__SHORT TASK__
Skip the pictures. Transcribe the rest of the data below without changing a word.

__DATA__
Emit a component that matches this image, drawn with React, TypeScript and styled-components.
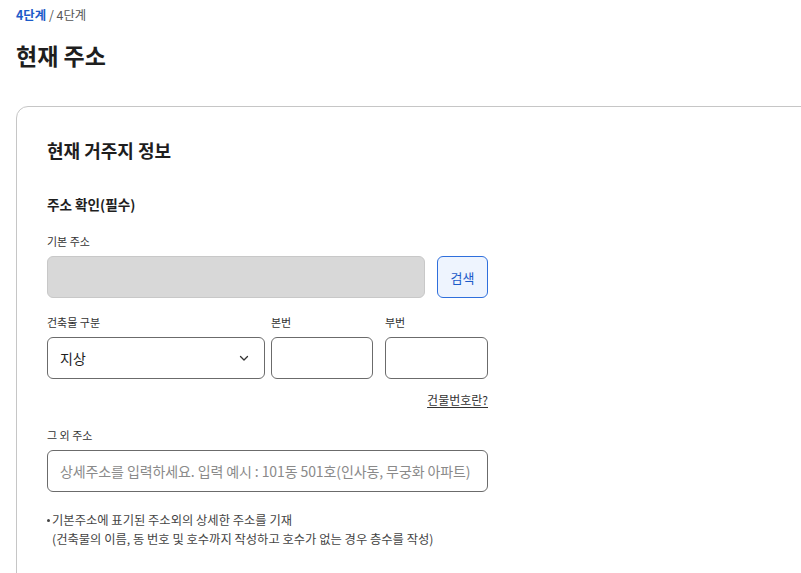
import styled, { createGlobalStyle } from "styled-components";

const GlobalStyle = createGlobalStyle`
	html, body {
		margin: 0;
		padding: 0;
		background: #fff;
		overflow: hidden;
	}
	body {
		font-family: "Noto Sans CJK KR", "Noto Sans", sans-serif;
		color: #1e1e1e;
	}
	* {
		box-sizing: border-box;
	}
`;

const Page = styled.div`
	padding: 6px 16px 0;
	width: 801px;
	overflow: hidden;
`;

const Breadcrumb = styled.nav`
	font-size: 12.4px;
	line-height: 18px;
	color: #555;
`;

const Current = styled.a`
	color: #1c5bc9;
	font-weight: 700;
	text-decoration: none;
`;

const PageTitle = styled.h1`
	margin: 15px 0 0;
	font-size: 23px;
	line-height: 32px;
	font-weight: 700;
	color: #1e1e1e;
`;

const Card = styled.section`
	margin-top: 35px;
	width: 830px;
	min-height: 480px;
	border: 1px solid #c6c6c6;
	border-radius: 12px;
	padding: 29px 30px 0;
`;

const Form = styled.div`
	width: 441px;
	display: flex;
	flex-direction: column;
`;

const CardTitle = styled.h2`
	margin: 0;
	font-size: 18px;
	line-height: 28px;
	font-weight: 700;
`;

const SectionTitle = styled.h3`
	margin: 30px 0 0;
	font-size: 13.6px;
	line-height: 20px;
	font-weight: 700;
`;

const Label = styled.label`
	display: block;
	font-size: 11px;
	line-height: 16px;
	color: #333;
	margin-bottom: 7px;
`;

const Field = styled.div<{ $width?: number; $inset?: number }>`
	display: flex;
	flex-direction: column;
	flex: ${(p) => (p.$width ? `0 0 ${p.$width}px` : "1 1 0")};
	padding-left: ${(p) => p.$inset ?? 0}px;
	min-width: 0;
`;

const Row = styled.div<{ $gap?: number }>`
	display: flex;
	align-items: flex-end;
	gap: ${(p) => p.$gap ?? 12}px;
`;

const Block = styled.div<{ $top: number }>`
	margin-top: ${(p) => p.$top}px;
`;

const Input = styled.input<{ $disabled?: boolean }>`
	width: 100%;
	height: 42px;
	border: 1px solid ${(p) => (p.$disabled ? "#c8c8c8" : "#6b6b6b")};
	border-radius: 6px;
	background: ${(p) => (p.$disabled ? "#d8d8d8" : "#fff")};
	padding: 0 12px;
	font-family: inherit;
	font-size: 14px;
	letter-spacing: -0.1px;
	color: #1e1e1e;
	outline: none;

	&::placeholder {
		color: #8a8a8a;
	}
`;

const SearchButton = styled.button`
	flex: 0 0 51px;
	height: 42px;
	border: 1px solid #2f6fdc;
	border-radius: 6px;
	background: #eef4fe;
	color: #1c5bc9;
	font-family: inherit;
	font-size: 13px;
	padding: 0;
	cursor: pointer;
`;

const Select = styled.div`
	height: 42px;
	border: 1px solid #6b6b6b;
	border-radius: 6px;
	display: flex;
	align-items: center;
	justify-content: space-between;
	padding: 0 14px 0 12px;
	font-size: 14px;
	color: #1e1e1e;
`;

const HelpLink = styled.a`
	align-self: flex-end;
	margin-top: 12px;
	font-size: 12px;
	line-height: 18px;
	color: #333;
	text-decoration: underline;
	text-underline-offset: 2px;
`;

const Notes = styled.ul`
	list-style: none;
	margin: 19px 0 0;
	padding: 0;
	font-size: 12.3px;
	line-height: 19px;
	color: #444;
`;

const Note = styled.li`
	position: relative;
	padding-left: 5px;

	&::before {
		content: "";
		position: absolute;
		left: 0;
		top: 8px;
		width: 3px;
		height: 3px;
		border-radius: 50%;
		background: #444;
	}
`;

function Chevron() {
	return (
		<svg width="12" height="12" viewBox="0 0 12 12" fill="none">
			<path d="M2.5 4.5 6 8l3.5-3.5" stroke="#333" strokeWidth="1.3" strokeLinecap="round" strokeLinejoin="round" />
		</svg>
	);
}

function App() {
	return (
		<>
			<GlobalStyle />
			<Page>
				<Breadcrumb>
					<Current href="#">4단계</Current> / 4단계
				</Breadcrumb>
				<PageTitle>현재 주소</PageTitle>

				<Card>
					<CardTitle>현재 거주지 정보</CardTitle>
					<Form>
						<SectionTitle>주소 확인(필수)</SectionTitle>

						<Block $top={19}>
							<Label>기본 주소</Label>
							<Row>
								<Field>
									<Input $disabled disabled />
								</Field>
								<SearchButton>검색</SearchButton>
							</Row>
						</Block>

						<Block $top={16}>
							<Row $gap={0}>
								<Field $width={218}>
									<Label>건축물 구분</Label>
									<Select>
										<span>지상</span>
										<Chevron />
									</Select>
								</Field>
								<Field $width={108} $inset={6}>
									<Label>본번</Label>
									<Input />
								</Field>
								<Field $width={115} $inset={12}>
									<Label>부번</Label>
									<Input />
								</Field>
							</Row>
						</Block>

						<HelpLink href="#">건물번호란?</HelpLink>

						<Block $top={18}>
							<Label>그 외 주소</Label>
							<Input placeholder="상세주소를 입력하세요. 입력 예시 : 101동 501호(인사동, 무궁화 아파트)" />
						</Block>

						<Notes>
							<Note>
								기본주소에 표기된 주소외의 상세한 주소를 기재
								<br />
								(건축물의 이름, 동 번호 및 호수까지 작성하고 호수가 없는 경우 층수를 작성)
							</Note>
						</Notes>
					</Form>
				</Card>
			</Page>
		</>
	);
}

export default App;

__CORRECT RESPONSE__
Emit a component that matches this image, drawn with React, TypeScript and styled-components.
import styled, { createGlobalStyle } from "styled-components";

const GlobalStyle = createGlobalStyle`
	html, body {
		margin: 0;
		padding: 0;
		background: #fff;
		overflow: hidden;
	}
	body {
		font-family: "Noto Sans CJK KR", "Noto Sans", sans-serif;
		color: #1e1e1e;
	}
	* {
		box-sizing: border-box;
	}
`;

const Page = styled.div`
	padding: 6px 16px 0;
	width: 801px;
	overflow: hidden;
`;

const Breadcrumb = styled.nav`
	font-size: 12.4px;
	line-height: 18px;
	color: #555;
`;

const Current = styled.a`
	color: #1c5bc9;
	font-weight: 700;
	text-decoration: none;
`;

const PageTitle = styled.h1`
	margin: 15px 0 0;
	font-size: 23px;
	line-height: 32px;
	font-weight: 700;
	color: #1e1e1e;
`;

const Card = styled.section`
	margin-top: 35px;
	width: 830px;
	min-height: 480px;
	border: 1px solid #c6c6c6;
	border-radius: 12px;
	padding: 29px 30px 0;
`;

const Form = styled.div`
	width: 441px;
	display: flex;
	flex-direction: column;
`;

const CardTitle = styled.h2`
	margin: 0;
	font-size: 18px;
	line-height: 28px;
	font-weight: 700;
`;

const SectionTitle = styled.h3`
	margin: 30px 0 0;
	font-size: 13.6px;
	line-height: 20px;
	font-weight: 700;
`;

const Label = styled.label`
	display: block;
	font-size: 11px;
	line-height: 16px;
	color: #333;
	margin-bottom: 7px;
`;

const Field = styled.div<{ $width?: number; $inset?: number }>`
	display: flex;
	flex-direction: column;
	flex: ${(p) => (p.$width ? `0 0 ${p.$width}px` : "1 1 0")};
	padding-left: ${(p) => p.$inset ?? 0}px;
	min-width: 0;
`;

const Row = styled.div<{ $gap?: number }>`
	display: flex;
	align-items: flex-end;
	gap: ${(p) => p.$gap ?? 12}px;
`;

const Block = styled.div<{ $top: number }>`
	margin-top: ${(p) => p.$top}px;
`;

const Input = styled.input<{ $disabled?: boolean }>`
	width: 100%;
	height: 42px;
	border: 1px solid ${(p) => (p.$disabled ? "#c8c8c8" : "#6b6b6b")};
	border-radius: 6px;
	background: ${(p) => (p.$disabled ? "#d8d8d8" : "#fff")};
	padding: 0 12px;
	font-family: inherit;
	font-size: 14px;
	letter-spacing: -0.1px;
	color: #1e1e1e;
	outline: none;

	&::placeholder {
		color: #8a8a8a;
	}
`;

const SearchButton = styled.button`
	flex: 0 0 51px;
	height: 42px;
	border: 1px solid #2f6fdc;
	border-radius: 6px;
	background: #eef4fe;
	color: #1c5bc9;
	font-family: inherit;
	font-size: 13px;
	padding: 0;
	cursor: pointer;
`;

const Select = styled.div`
	height: 42px;
	border: 1px solid #6b6b6b;
	border-radius: 6px;
	display: flex;
	align-items: center;
	justify-content: space-between;
	padding: 0 14px 0 12px;
	font-size: 14px;
	color: #1e1e1e;
`;

const HelpLink = styled.a`
	align-self: flex-end;
	margin-top: 12px;
	font-size: 12px;
	line-height: 18px;
	color: #333;
	text-decoration: underline;
	text-underline-offset: 2px;
`;

const Notes = styled.ul`
	list-style: none;
	margin: 19px 0 0;
	padding: 0;
	font-size: 12.3px;
	line-height: 19px;
	color: #444;
`;

const Note = styled.li`
	position: relative;
	padding-left: 5px;

	&::before {
		content: "";
		position: absolute;
		left: 0;
		top: 8px;
		width: 3px;
		height: 3px;
		border-radius: 50%;
		background: #444;
	}
`;

function Chevron() {
	return (
		<svg width="12" height="12" viewBox="0 0 12 12" fill="none">
			<path d="M2.5 4.5 6 8l3.5-3.5" stroke="#333" strokeWidth="1.3" strokeLinecap="round" strokeLinejoin="round" />
		</svg>
	);
}

function App() {
	return (
		<>
			<GlobalStyle />
			<Page>
				<Breadcrumb>
					<Current href="#">4단계</Current> / 4단계
				</Breadcrumb>
				<PageTitle>현재 주소</PageTitle>

				<Card>
					<CardTitle>현재 거주지 정보</CardTitle>
					<Form>
						<SectionTitle>주소 확인(필수)</SectionTitle>

						<Block $top={19}>
							<Label>기본 주소</Label>
							<Row>
								<Field>
									<Input $disabled disabled />
								</Field>
								<SearchButton>검색</SearchButton>
							</Row>
						</Block>

						<Block $top={16}>
							<Row $gap={0}>
								<Field $width={218}>
									<Label>건축물 구분</Label>
									<Select>
										<span>지상</span>
										<Chevron />
									</Select>
								</Field>
								<Field $width={108} $inset={6}>
									<Label>본번</Label>
									<Input />
								</Field>
								<Field $width={115} $inset={12}>
									<Label>부번</Label>
									<Input />
								</Field>
							</Row>
						</Block>

						<HelpLink href="#">건물번호란?</HelpLink>

						<Block $top={18}>
							<Label>그 외 주소</Label>
							<Input placeholder="상세주소를 입력하세요. 입력 예시 : 101동 501호(인사동, 무궁화 아파트)" />
						</Block>

						<Notes>
							<Note>
								기본주소에 표기된 주소외의 상세한 주소를 기재
								<br />
								(건축물의 이름, 동 번호 및 호수까지 작성하고 호수가 없는 경우 층수를 작성)
							</Note>
						</Notes>
					</Form>
				</Card>
			</Page>
		</>
	);
}

export default App;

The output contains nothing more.